What’s the hardest thing about your internship?

This is probably a result of the intersection of start-up culture and marketing but there’s so much jargon. It’s really important to know it, so I’m glad I get to hear it (and then frantically Google it when the meeting’s done) but it can feel like you understand nothing if you don’t know a certain acronym or buzzword. At the same time, it can sometimes feel like we’re talking in circles and everything is just hot air hidden with fancy language. If I never hear the words ‘leverage,’ ‘platform,’ ‘engagement’ or ‘strategy’ again, it will be too soon. I know I shouldn’t like feeling a little bit overwhelmed and it is difficult to be a part of ten or fifteen ongoing projects of varying priority levels and time frames for multiple people. Still, it’s nice to be challenged because you figure out exactly where your limits are and can feel them expanding. It’s also proof that you’re being trusted with more responsibility because they think you can handle it, which is always good to realise.

Do you have any advice for students hoping to intern?

The desire to seem really capable and professional is strong, especially when you’re younger and keenly aware of your relative inexperience, but being new to the professional world can actually be a gift. It’s always better to ask about something or double-check early on because it’s less embarrassing and, frankly, it’s the reason you’re there. Say ‘yes’ to things, even if you haven’t done them before or feel like you don’t know how.

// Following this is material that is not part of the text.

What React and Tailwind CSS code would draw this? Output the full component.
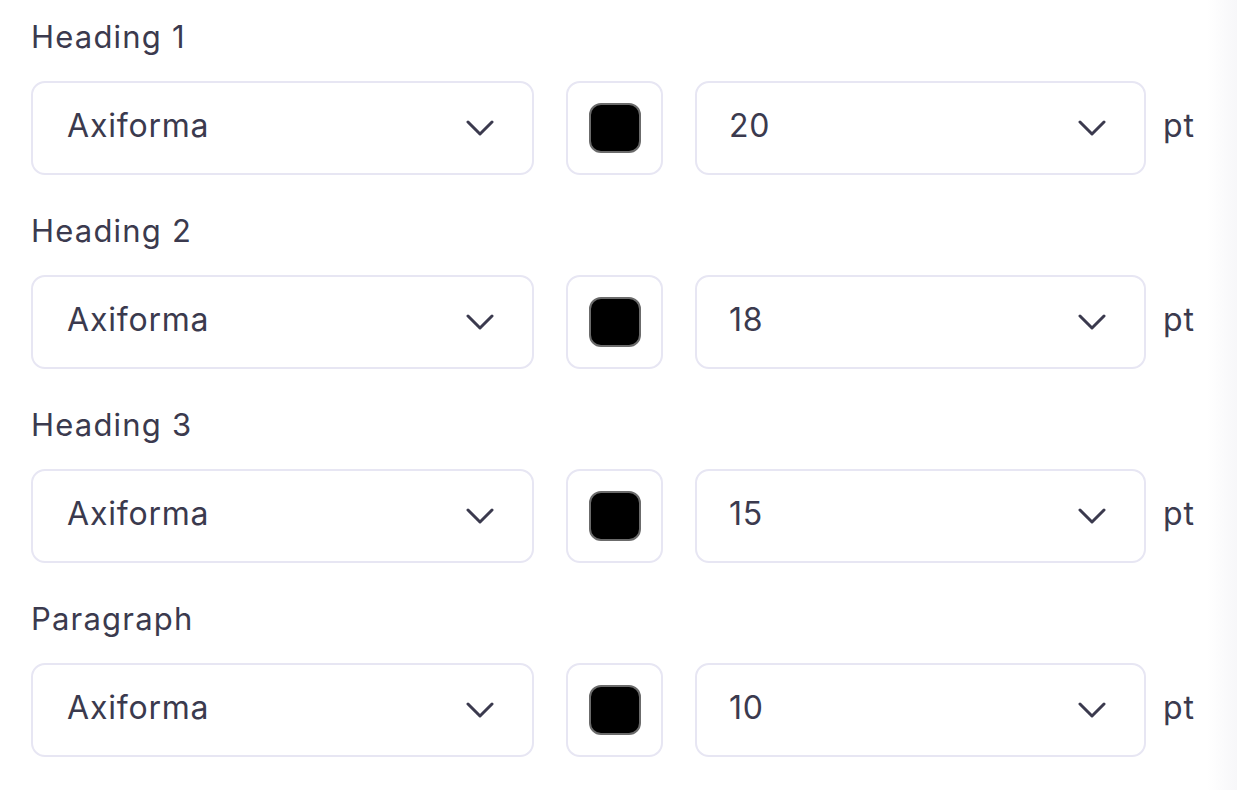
import React from 'react';

const rows = [
  { label: 'Heading 1', size: '20' },
  { label: 'Heading 2', size: '18' },
  { label: 'Heading 3', size: '15' },
  { label: 'Paragraph', size: '10' },
];

// chevron drawn to match the thin rounded caret in the reference
function Chevron() {
  return (
    <svg width="28" height="16" viewBox="0 0 28 16" fill="none">
      <path d="M2 2l12 12L26 2" stroke="#3b3a4e" strokeWidth="3" strokeLinecap="round" strokeLinejoin="round" />
    </svg>
  );
}

function Select({ value, className }) {
  return (
    <div className={`h-[94px] flex items-center justify-between rounded-[14px] border-2 border-[#e7e6f3] bg-white ${className}`}>
      <span className="text-[32px] leading-[36px] tracking-[0.8px] text-[#3b3a4e] -mt-[4px]">{value}</span>
      <Chevron />
    </div>
  );
}

export default function App() {
  return (
    <div
      className="relative w-[1237px] h-[790px] bg-white overflow-hidden"
      style={{ fontFamily: 'Inter, "Noto Sans", sans-serif' }}
    >
      <div className="flex flex-col gap-[38px] pl-[31px] pt-[19px]">
        {rows.map((row) => (
          <div key={row.label} className="flex flex-col gap-[26px]">
            <div className="text-[31px] leading-[36px] tracking-[1.2px] text-[#3b3a4e]">{row.label}</div>
            <div className="flex items-center">
              <Select value="Axiforma" className="w-[503px] pl-[34px] pr-[38px]" />
              <div className="ml-[32px] w-[97px] h-[94px] flex items-center justify-center rounded-[14px] border-2 border-[#e7e6f3]">
                <div className="w-[52px] h-[50px] rounded-[12px] bg-black border-2 border-[#6b6b6b]" />
              </div>
              <Select value={row.size} className="ml-[32px] w-[451px] pl-[32px] pr-[38px]" />
              <span className="ml-[17px] -mt-[4px] text-[32px] tracking-[0.8px] text-[#3b3a4e]">pt</span>
            </div>
          </div>
        ))}
      </div>
      <div className="absolute top-0 right-0 w-[30px] h-full bg-gradient-to-r from-white to-[#f7f7f9]" />
    </div>
  );
}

There’s something you’ve done in your life that will apply in some way, so find a way to lean on those skills and watch a disgusting amount of YouTube tutorials until you can take a stab at it. And when someone criticises your work, absolutely do not take it personally. You’re in an internship in the first place to elevate the level of work product you’re putting out, so critique is a gift. In five or ten years if you keep doing things wrong and people have to correct you constantly, you just get fired. Don’t complain about a single thing until you’re home with the door shut. Obviously don’t tolerate abuse, but office gossip, decisions you disagree with that come from above you, weird things your co-workers say and do, and things like that shouldn’t be talked about when you’re at work. Also, don’t wear leggings, even if you think you can make them look professional. Just don’t. Wear real trousers, unless you’re interning in a yoga studio (but you’re probably not doing that).